THE EXERCISE —
Reproduce the listing exactly and skip over any pictures.

GIVEN MATERIAL —
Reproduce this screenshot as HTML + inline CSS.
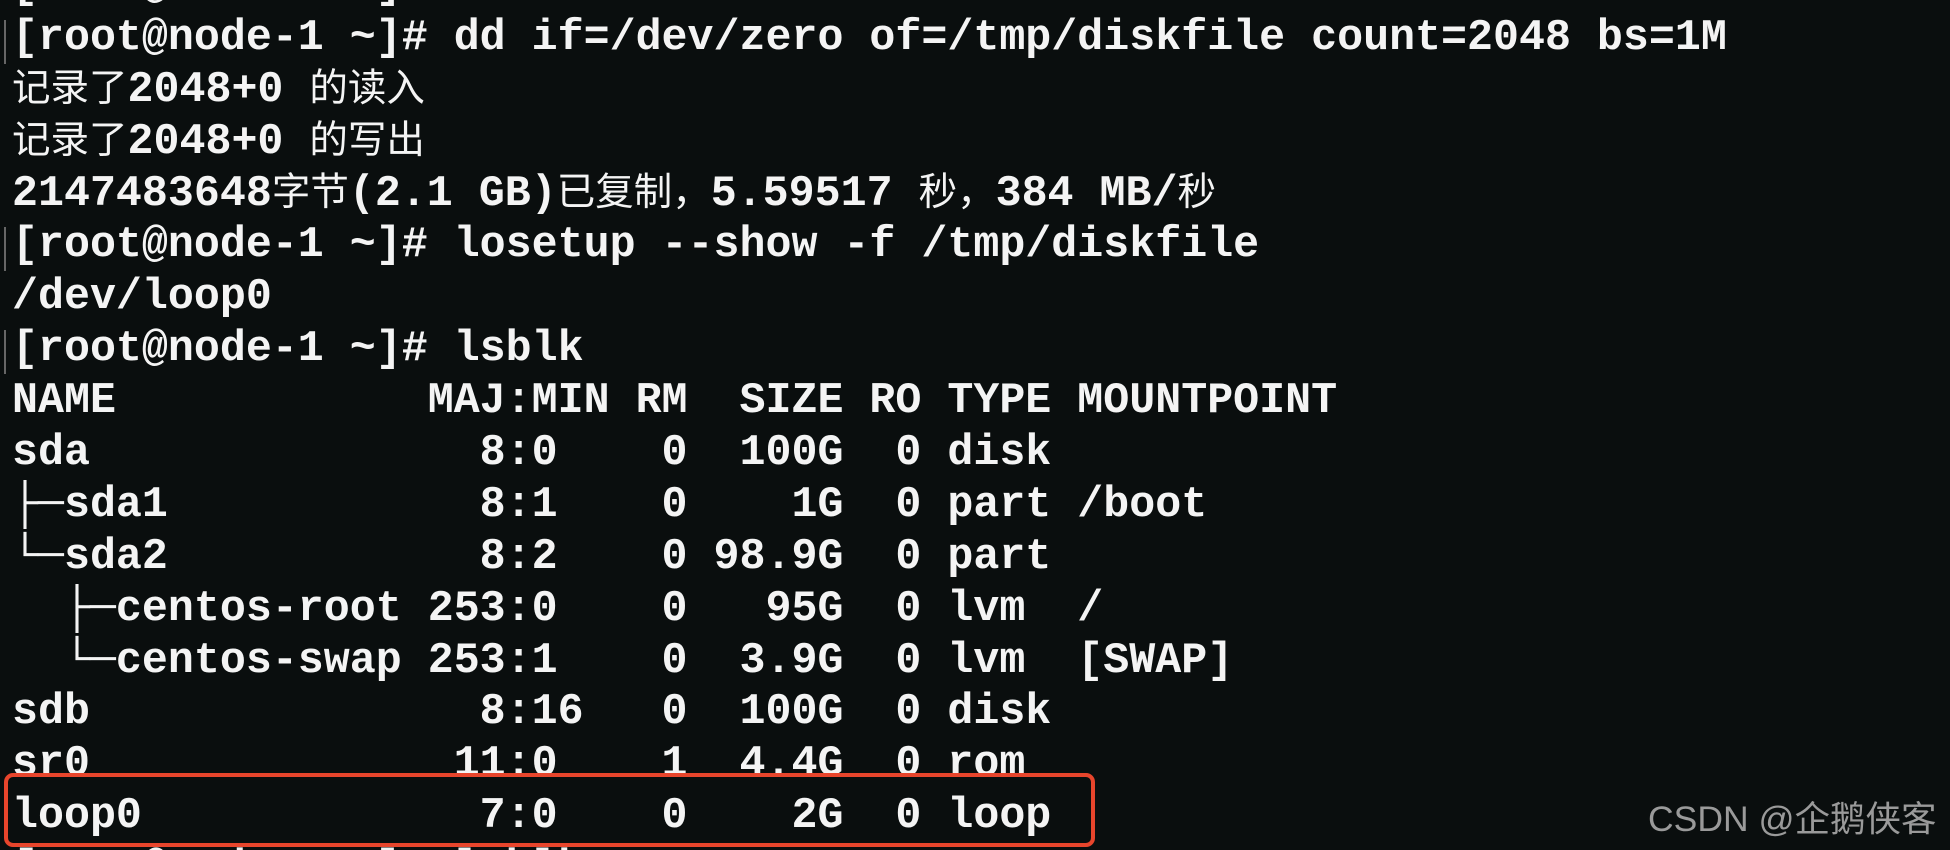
<!DOCTYPE html>
<html><head><meta charset="utf-8"><style>
html,body{margin:0;padding:0;background:#0a0e0e;width:1950px;height:850px;overflow:hidden;position:relative}
.t{position:absolute;left:12px;top:-39px;margin:0;font-family:"Liberation Mono","DejaVu Sans Mono","Noto Sans CJK SC",monospace;font-weight:bold;font-size:43.3px;color:#f4f4f4}
.t div{height:51.9px;line-height:51.9px;overflow:visible;white-space:pre}
.c{font-family:"Noto Sans CJK SC","WenQuanYi Zen Hei",sans-serif;font-weight:normal;font-size:38.5px;line-height:0}
.box{position:absolute;left:4px;top:773px;width:1083px;height:66px;border:4px solid #e8452c;border-radius:9px}
.wm{position:absolute;left:1648px;top:791px;font-family:"Liberation Sans","Noto Sans CJK SC",sans-serif;font-size:35.5px;color:#9a9a9a}
.sel{position:absolute;left:4px;width:2px;height:44px;background:#666}
</style></head><body>
<div class="sel" style="top:20px"></div>
<div class="sel" style="top:227px"></div>
<div class="sel" style="top:330px"></div>
<div class="t"><div>[root@node-1 ~]# </div><div>[root@node-1 ~]# dd if=/dev/zero of=/tmp/diskfile count=2048 bs=1M</div><div><span class="c">记录了</span>2048+0 <span class="c">的读入</span></div><div><span class="c">记录了</span>2048+0 <span class="c">的写出</span></div><div>2147483648<span class="c">字节</span>(2.1 GB)<span class="c">已复制，</span>5.59517 <span class="c">秒，</span>384 MB/<span class="c">秒</span></div><div>[root@node-1 ~]# losetup --show -f /tmp/diskfile</div><div>/dev/loop0</div><div>[root@node-1 ~]# lsblk</div><div>NAME            MAJ:MIN RM  SIZE RO TYPE MOUNTPOINT</div><div>sda               8:0    0  100G  0 disk</div><div>├─sda1            8:1    0    1G  0 part /boot</div><div>└─sda2            8:2    0 98.9G  0 part</div><div>  ├─centos-root 253:0    0   95G  0 lvm  /</div><div>  └─centos-swap 253:1    0  3.9G  0 lvm  [SWAP]</div><div>sdb               8:16   0  100G  0 disk</div><div>sr0              11:0    1  4.4G  0 rom</div><div>loop0             7:0    0    2G  0 loop</div><div>[root@node-1 ~]# lsblk</div></div>
<div class="box"></div>
<div class="wm">CSDN @企鹅侠客</div>
</body></html>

ANSWER FOR THIS EXERCISE —
Reproduce this screenshot as HTML + inline CSS.
<!DOCTYPE html>
<html><head><meta charset="utf-8"><style>
html,body{margin:0;padding:0;background:#0a0e0e;width:1950px;height:850px;overflow:hidden;position:relative}
.t{position:absolute;left:12px;top:-39px;margin:0;font-family:"Liberation Mono","DejaVu Sans Mono","Noto Sans CJK SC",monospace;font-weight:bold;font-size:43.3px;color:#f4f4f4}
.t div{height:51.9px;line-height:51.9px;overflow:visible;white-space:pre}
.c{font-family:"Noto Sans CJK SC","WenQuanYi Zen Hei",sans-serif;font-weight:normal;font-size:38.5px;line-height:0}
.box{position:absolute;left:4px;top:773px;width:1083px;height:66px;border:4px solid #e8452c;border-radius:9px}
.wm{position:absolute;left:1648px;top:791px;font-family:"Liberation Sans","Noto Sans CJK SC",sans-serif;font-size:35.5px;color:#9a9a9a}
.sel{position:absolute;left:4px;width:2px;height:44px;background:#666}
</style></head><body>
<div class="sel" style="top:20px"></div>
<div class="sel" style="top:227px"></div>
<div class="sel" style="top:330px"></div>
<div class="t"><div>[root@node-1 ~]# </div><div>[root@node-1 ~]# dd if=/dev/zero of=/tmp/diskfile count=2048 bs=1M</div><div><span class="c">记录了</span>2048+0 <span class="c">的读入</span></div><div><span class="c">记录了</span>2048+0 <span class="c">的写出</span></div><div>2147483648<span class="c">字节</span>(2.1 GB)<span class="c">已复制，</span>5.59517 <span class="c">秒，</span>384 MB/<span class="c">秒</span></div><div>[root@node-1 ~]# losetup --show -f /tmp/diskfile</div><div>/dev/loop0</div><div>[root@node-1 ~]# lsblk</div><div>NAME            MAJ:MIN RM  SIZE RO TYPE MOUNTPOINT</div><div>sda               8:0    0  100G  0 disk</div><div>├─sda1            8:1    0    1G  0 part /boot</div><div>└─sda2            8:2    0 98.9G  0 part</div><div>  ├─centos-root 253:0    0   95G  0 lvm  /</div><div>  └─centos-swap 253:1    0  3.9G  0 lvm  [SWAP]</div><div>sdb               8:16   0  100G  0 disk</div><div>sr0              11:0    1  4.4G  0 rom</div><div>loop0             7:0    0    2G  0 loop</div><div>[root@node-1 ~]# lsblk</div></div>
<div class="box"></div>
<div class="wm">CSDN @企鹅侠客</div>
</body></html>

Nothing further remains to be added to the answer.